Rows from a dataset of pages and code
_ _ _

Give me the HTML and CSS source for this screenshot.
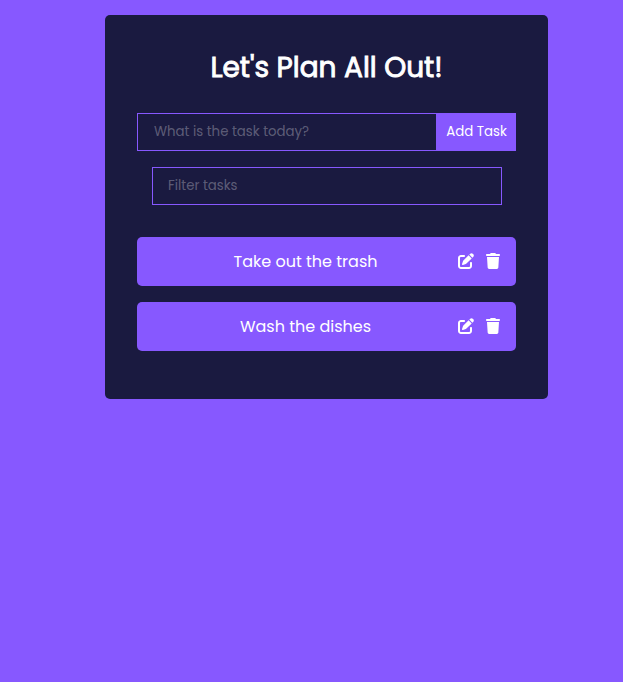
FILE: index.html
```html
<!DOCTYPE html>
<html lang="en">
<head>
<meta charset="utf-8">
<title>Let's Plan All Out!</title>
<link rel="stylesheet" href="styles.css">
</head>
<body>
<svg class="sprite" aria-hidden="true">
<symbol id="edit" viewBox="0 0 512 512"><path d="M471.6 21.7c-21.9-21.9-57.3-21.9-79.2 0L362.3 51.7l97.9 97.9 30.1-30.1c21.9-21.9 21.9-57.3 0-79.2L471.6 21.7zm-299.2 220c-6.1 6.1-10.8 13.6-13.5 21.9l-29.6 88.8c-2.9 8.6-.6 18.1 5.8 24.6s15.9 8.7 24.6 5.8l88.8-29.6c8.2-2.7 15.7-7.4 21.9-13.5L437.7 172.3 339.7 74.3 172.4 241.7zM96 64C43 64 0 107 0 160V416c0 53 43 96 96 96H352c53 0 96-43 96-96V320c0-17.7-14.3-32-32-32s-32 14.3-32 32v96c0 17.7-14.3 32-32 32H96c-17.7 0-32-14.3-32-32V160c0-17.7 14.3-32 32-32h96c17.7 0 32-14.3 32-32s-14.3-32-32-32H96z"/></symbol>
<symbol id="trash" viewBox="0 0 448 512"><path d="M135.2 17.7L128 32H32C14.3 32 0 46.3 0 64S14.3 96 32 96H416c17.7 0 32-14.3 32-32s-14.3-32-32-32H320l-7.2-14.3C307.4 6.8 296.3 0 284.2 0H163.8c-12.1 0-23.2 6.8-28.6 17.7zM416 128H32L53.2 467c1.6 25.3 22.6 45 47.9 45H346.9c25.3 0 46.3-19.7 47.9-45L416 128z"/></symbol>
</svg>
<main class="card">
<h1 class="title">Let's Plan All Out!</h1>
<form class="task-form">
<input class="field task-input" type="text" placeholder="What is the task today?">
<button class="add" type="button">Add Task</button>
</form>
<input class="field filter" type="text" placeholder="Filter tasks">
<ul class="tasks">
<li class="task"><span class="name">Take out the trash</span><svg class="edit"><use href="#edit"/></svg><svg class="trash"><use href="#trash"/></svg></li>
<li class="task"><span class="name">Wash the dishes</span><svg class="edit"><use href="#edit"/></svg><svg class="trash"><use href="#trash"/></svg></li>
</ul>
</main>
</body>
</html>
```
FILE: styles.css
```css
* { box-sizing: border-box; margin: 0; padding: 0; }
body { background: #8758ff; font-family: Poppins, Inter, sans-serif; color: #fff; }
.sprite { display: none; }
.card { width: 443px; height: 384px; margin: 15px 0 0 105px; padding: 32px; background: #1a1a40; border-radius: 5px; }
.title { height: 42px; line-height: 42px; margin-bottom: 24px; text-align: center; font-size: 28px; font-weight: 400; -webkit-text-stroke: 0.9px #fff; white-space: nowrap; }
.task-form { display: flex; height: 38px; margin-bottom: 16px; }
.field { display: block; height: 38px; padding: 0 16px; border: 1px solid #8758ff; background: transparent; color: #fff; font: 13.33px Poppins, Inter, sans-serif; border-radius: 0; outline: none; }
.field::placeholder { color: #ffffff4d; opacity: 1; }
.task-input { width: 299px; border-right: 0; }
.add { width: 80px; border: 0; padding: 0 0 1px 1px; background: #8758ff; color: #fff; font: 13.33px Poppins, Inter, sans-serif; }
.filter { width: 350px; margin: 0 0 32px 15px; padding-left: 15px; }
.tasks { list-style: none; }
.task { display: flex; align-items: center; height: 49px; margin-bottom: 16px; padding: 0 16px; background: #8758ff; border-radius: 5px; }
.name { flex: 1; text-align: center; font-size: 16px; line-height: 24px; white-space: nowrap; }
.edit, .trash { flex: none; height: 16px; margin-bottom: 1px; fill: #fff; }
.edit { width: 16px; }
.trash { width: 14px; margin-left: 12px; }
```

_ _ _

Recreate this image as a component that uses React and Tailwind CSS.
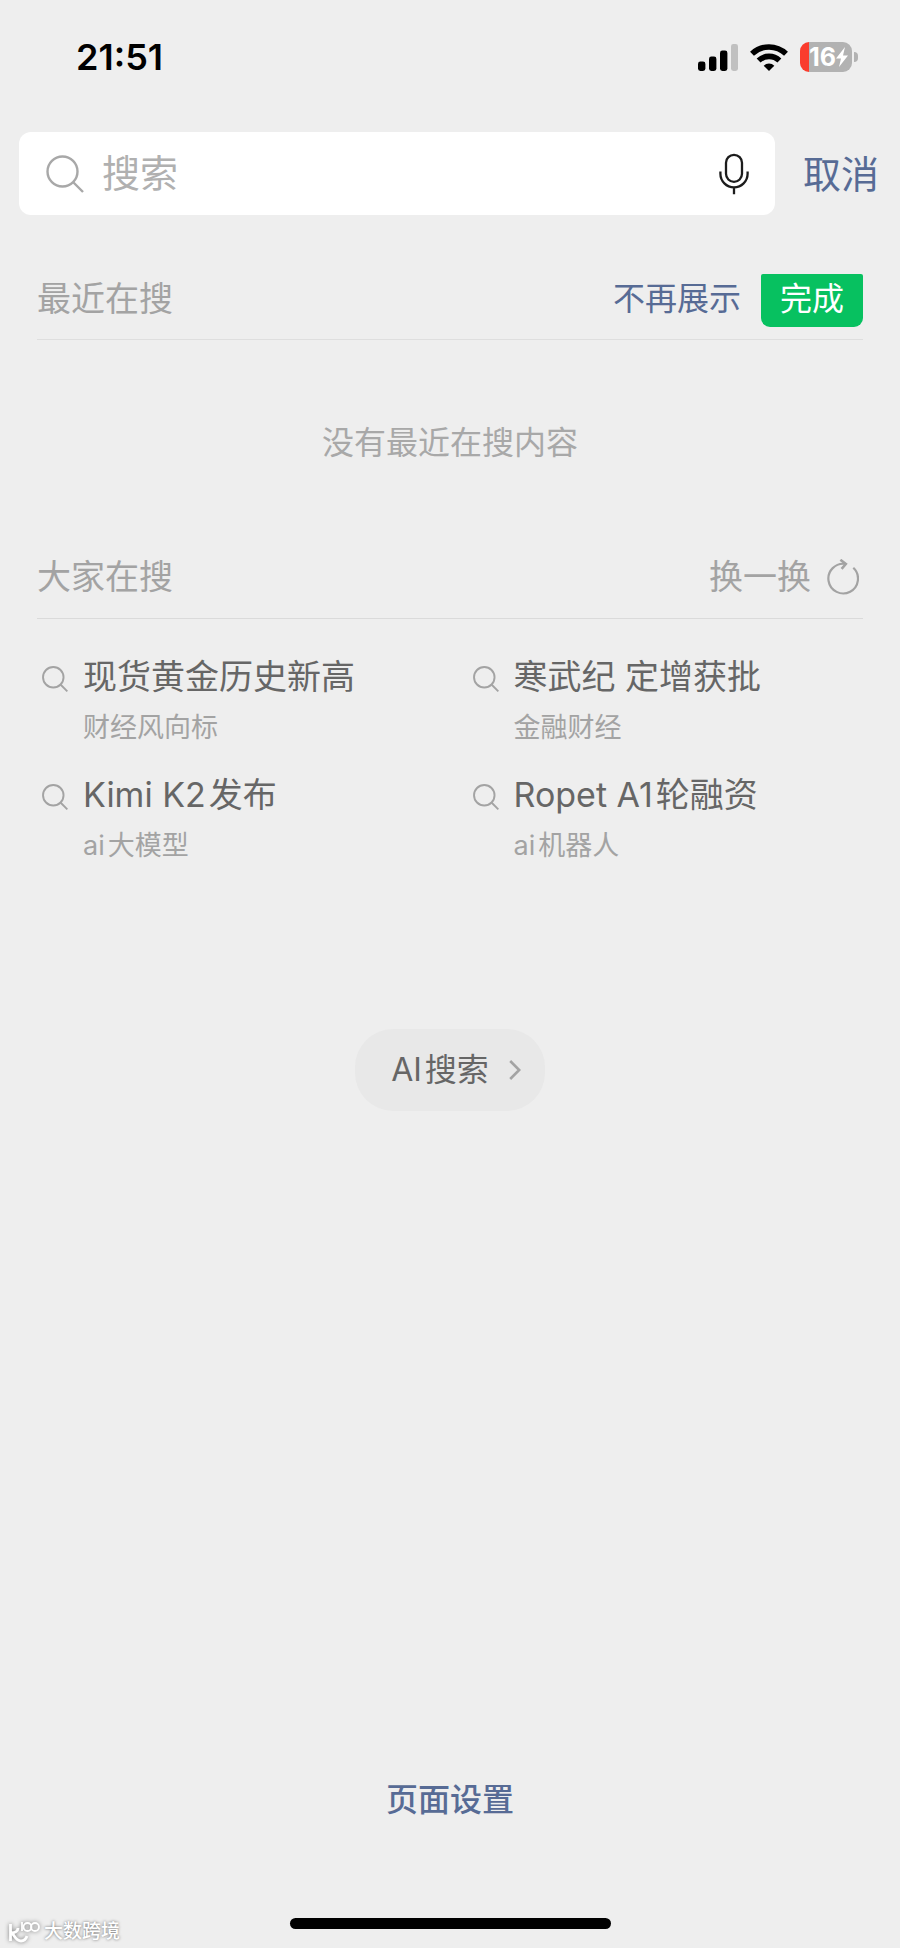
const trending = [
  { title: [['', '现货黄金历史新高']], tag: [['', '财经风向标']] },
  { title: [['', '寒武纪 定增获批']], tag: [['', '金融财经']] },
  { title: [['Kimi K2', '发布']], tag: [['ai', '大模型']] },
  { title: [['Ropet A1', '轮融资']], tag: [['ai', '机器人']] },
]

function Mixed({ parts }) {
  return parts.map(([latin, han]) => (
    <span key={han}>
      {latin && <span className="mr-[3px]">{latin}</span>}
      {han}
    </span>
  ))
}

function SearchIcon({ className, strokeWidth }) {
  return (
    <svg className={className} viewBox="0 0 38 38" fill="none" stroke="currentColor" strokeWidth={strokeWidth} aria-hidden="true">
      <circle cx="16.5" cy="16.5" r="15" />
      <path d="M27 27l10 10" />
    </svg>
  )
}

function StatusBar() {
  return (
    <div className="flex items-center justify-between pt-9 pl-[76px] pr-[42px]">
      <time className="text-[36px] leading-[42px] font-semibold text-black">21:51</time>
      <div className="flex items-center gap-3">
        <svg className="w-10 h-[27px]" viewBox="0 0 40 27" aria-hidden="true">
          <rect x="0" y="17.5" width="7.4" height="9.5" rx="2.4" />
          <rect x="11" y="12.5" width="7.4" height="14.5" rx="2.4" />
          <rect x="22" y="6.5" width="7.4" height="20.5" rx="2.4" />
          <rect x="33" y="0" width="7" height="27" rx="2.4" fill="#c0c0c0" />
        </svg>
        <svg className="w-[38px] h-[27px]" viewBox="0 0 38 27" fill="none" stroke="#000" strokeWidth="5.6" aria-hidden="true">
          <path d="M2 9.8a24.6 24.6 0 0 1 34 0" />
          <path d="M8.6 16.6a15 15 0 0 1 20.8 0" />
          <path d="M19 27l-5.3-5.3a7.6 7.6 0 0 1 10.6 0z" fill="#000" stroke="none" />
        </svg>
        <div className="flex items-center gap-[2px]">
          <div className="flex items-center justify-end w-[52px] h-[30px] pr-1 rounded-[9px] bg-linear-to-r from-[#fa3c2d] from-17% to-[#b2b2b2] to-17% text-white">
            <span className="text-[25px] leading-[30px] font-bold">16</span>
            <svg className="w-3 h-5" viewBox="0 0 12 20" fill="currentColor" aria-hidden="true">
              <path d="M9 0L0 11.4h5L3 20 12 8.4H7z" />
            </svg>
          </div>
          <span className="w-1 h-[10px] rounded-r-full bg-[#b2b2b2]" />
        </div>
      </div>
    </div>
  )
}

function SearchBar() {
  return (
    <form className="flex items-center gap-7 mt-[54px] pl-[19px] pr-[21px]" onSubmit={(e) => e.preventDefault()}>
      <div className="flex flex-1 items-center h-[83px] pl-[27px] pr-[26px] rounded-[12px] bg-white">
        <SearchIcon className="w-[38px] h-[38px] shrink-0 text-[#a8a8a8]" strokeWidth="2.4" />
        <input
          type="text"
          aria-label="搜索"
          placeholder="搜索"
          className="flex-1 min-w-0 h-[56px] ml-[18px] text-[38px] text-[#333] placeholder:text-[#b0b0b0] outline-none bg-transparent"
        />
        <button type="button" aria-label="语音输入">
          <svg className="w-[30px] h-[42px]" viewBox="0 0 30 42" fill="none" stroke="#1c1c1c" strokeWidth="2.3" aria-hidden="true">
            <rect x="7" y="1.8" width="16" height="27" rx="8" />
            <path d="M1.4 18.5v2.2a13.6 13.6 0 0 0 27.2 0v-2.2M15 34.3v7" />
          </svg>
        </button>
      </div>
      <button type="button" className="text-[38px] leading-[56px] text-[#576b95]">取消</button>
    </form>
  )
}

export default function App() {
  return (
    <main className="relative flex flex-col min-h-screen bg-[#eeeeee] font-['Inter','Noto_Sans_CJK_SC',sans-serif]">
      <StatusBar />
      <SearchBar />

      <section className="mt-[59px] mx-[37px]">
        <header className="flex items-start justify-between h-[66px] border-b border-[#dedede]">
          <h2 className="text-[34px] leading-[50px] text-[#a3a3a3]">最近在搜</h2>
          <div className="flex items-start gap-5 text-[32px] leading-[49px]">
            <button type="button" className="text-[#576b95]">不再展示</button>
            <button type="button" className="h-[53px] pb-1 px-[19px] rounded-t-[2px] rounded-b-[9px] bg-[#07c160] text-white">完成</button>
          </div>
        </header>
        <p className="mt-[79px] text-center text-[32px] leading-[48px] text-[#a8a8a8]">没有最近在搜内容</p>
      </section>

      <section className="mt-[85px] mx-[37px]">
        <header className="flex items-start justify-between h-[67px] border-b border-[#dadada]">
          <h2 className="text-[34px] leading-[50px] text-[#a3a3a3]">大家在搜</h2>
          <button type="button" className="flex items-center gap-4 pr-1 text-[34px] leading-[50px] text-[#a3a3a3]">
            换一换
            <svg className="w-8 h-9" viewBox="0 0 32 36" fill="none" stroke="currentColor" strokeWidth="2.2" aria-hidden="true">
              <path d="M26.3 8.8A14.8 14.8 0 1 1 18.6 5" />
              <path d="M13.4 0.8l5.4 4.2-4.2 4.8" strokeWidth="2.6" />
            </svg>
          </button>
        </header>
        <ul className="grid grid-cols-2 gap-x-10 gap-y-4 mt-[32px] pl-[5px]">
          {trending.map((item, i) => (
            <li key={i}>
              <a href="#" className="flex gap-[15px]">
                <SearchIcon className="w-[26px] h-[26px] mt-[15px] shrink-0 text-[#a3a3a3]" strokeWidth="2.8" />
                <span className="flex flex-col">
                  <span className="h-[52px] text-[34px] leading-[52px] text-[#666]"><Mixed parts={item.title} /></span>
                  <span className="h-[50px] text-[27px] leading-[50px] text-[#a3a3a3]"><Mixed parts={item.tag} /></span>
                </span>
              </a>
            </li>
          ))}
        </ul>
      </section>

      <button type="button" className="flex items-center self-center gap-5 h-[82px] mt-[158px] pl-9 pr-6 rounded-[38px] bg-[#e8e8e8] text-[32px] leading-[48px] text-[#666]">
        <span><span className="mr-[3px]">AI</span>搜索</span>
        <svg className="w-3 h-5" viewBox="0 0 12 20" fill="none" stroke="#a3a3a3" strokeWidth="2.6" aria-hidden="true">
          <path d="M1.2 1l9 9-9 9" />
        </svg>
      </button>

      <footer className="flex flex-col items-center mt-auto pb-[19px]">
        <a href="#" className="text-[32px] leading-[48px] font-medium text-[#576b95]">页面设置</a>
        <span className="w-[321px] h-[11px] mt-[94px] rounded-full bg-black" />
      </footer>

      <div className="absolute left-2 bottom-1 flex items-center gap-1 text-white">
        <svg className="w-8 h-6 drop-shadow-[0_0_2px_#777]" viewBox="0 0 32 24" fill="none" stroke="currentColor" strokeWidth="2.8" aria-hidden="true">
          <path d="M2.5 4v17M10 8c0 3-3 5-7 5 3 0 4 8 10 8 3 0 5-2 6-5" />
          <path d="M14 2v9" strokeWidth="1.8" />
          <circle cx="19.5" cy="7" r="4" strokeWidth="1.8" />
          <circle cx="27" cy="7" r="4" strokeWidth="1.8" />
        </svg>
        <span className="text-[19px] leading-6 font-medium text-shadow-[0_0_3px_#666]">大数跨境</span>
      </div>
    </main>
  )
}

_ _ _

**STATED GOAL**
Look through the entries and return every line where "this" appears.

**REPLY**
Give me the HTML and CSS source for this screenshot.
Recreate this image as a component that uses React and Tailwind CSS.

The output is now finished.